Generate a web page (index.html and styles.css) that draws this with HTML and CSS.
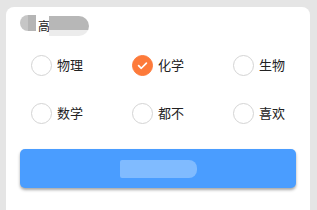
FILE: index.html
```html
<!DOCTYPE html>
<html lang="zh">
<head>
<meta charset="utf-8">
<link rel="stylesheet" href="styles.css">
</head>
<body>
<div class="card">
  <div class="title">
    <span class="blur blur-a"></span>
    <span class="title-text">高</span>
    <span class="blur blur-b"></span>
  </div>
  <div class="options">
    <label class="opt"><span class="radio"></span><span class="label">物理</span></label>
    <label class="opt"><span class="radio checked"><svg viewBox="0 0 22 22" width="22" height="22"><path d="M6.5 11.2 L9.6 14.2 L15.5 8.3" fill="none" stroke="#fff" stroke-width="2" stroke-linecap="round" stroke-linejoin="round"/></svg></span><span class="label">化学</span></label>
    <label class="opt"><span class="radio"></span><span class="label">生物</span></label>
    <label class="opt"><span class="radio"></span><span class="label">数学</span></label>
    <label class="opt"><span class="radio"></span><span class="label">都不</span></label>
    <label class="opt"><span class="radio"></span><span class="label">喜欢</span></label>
  </div>
  <div class="btn"><span class="btn-blur"></span></div>
</div>
</body>
</html>
```
FILE: styles.css
```css
html, body {
  margin: 0;
  padding: 0;
}
body {
  background: #e5e5e5;
  padding: 7px 7px 0 6px;
  height: 210px;
  box-sizing: border-box;
  overflow: hidden;
  font-family: "Noto Sans CJK SC", "Noto Sans", sans-serif;
  color: #222;
}
.card {
  background: #fff;
  border-radius: 8px 8px 0 0;
  height: 203px;
  box-sizing: border-box;
  padding: 7px 14px 0 14px;
}
.title {
  height: 23px;
  display: flex;
  align-items: center;
  font-size: 13px;
}
.blur {
  display: block;
  height: 20px;
  background: linear-gradient(#b7b7b7 0 72%, #ececec 72% 100%);
}
.blur-a {
  width: 16px;
  border-radius: 10px 0 0 10px;
  margin-right: 2px;
  background: linear-gradient(to right, #c6c6c6 0 50%, #b5b5b5 50% 100%);
  height: 16px;
  align-self: flex-start;
  margin-top: 1px;
}
.title-text {
  line-height: 13px;
  font-size: 12px;
  width: 11px;
}
.blur-b {
  width: 40px;
  border-radius: 0 10px 10px 0;
}
.options {
  display: grid;
  grid-template-columns: 101px 101px minmax(0, 1fr);
  grid-auto-rows: 48px;
  padding: 4px 0 0 11px;
}
.opt {
  display: flex;
  align-items: center;
  gap: 5px;
  min-width: 0;
}
.radio {
  width: 21px;
  height: 21px;
  box-sizing: border-box;
  border: 1px solid #d4d4d4;
  border-radius: 50%;
  display: flex;
  align-items: center;
  justify-content: center;
  flex: none;
}
.radio.checked {
  background: #fd7a3a;
  border-color: #fd7a3a;
}
.radio svg {
  display: block;
  width: 21px;
  height: 21px;
}
.label {
  font-size: 13px;
  line-height: 16px;
  color: #222;
}
.btn {
  margin-top: 12px;
  height: 39px;
  background: #4a9dff;
  border-radius: 5px;
  box-shadow: 0 2px 3px rgba(0, 0, 0, 0.35);
  display: flex;
  align-items: center;
  justify-content: center;
}
.btn-blur {
  display: block;
  width: 77px;
  height: 18px;
  background: #80bbff;
  border-radius: 2px 8px 8px 2px;
}
```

= = = = = = =

• **Goal of the exercise**
Using the data above, write out every line exactly, leaving the images behind.

• **Exercise solution**
Generate a web page (index.html and styles.css) that draws this with HTML and CSS.
FILE: index.html
```html
<!DOCTYPE html>
<html lang="zh">
<head>
<meta charset="utf-8">
<link rel="stylesheet" href="styles.css">
</head>
<body>
<div class="card">
  <div class="title">
    <span class="blur blur-a"></span>
    <span class="title-text">高</span>
    <span class="blur blur-b"></span>
  </div>
  <div class="options">
    <label class="opt"><span class="radio"></span><span class="label">物理</span></label>
    <label class="opt"><span class="radio checked"><svg viewBox="0 0 22 22" width="22" height="22"><path d="M6.5 11.2 L9.6 14.2 L15.5 8.3" fill="none" stroke="#fff" stroke-width="2" stroke-linecap="round" stroke-linejoin="round"/></svg></span><span class="label">化学</span></label>
    <label class="opt"><span class="radio"></span><span class="label">生物</span></label>
    <label class="opt"><span class="radio"></span><span class="label">数学</span></label>
    <label class="opt"><span class="radio"></span><span class="label">都不</span></label>
    <label class="opt"><span class="radio"></span><span class="label">喜欢</span></label>
  </div>
  <div class="btn"><span class="btn-blur"></span></div>
</div>
</body>
</html>
```
FILE: styles.css
```css
html, body {
  margin: 0;
  padding: 0;
}
body {
  background: #e5e5e5;
  padding: 7px 7px 0 6px;
  height: 210px;
  box-sizing: border-box;
  overflow: hidden;
  font-family: "Noto Sans CJK SC", "Noto Sans", sans-serif;
  color: #222;
}
.card {
  background: #fff;
  border-radius: 8px 8px 0 0;
  height: 203px;
  box-sizing: border-box;
  padding: 7px 14px 0 14px;
}
.title {
  height: 23px;
  display: flex;
  align-items: center;
  font-size: 13px;
}
.blur {
  display: block;
  height: 20px;
  background: linear-gradient(#b7b7b7 0 72%, #ececec 72% 100%);
}
.blur-a {
  width: 16px;
  border-radius: 10px 0 0 10px;
  margin-right: 2px;
  background: linear-gradient(to right, #c6c6c6 0 50%, #b5b5b5 50% 100%);
  height: 16px;
  align-self: flex-start;
  margin-top: 1px;
}
.title-text {
  line-height: 13px;
  font-size: 12px;
  width: 11px;
}
.blur-b {
  width: 40px;
  border-radius: 0 10px 10px 0;
}
.options {
  display: grid;
  grid-template-columns: 101px 101px minmax(0, 1fr);
  grid-auto-rows: 48px;
  padding: 4px 0 0 11px;
}
.opt {
  display: flex;
  align-items: center;
  gap: 5px;
  min-width: 0;
}
.radio {
  width: 21px;
  height: 21px;
  box-sizing: border-box;
  border: 1px solid #d4d4d4;
  border-radius: 50%;
  display: flex;
  align-items: center;
  justify-content: center;
  flex: none;
}
.radio.checked {
  background: #fd7a3a;
  border-color: #fd7a3a;
}
.radio svg {
  display: block;
  width: 21px;
  height: 21px;
}
.label {
  font-size: 13px;
  line-height: 16px;
  color: #222;
}
.btn {
  margin-top: 12px;
  height: 39px;
  background: #4a9dff;
  border-radius: 5px;
  box-shadow: 0 2px 3px rgba(0, 0, 0, 0.35);
  display: flex;
  align-items: center;
  justify-content: center;
}
.btn-blur {
  display: block;
  width: 77px;
  height: 18px;
  background: #80bbff;
  border-radius: 2px 8px 8px 2px;
}
```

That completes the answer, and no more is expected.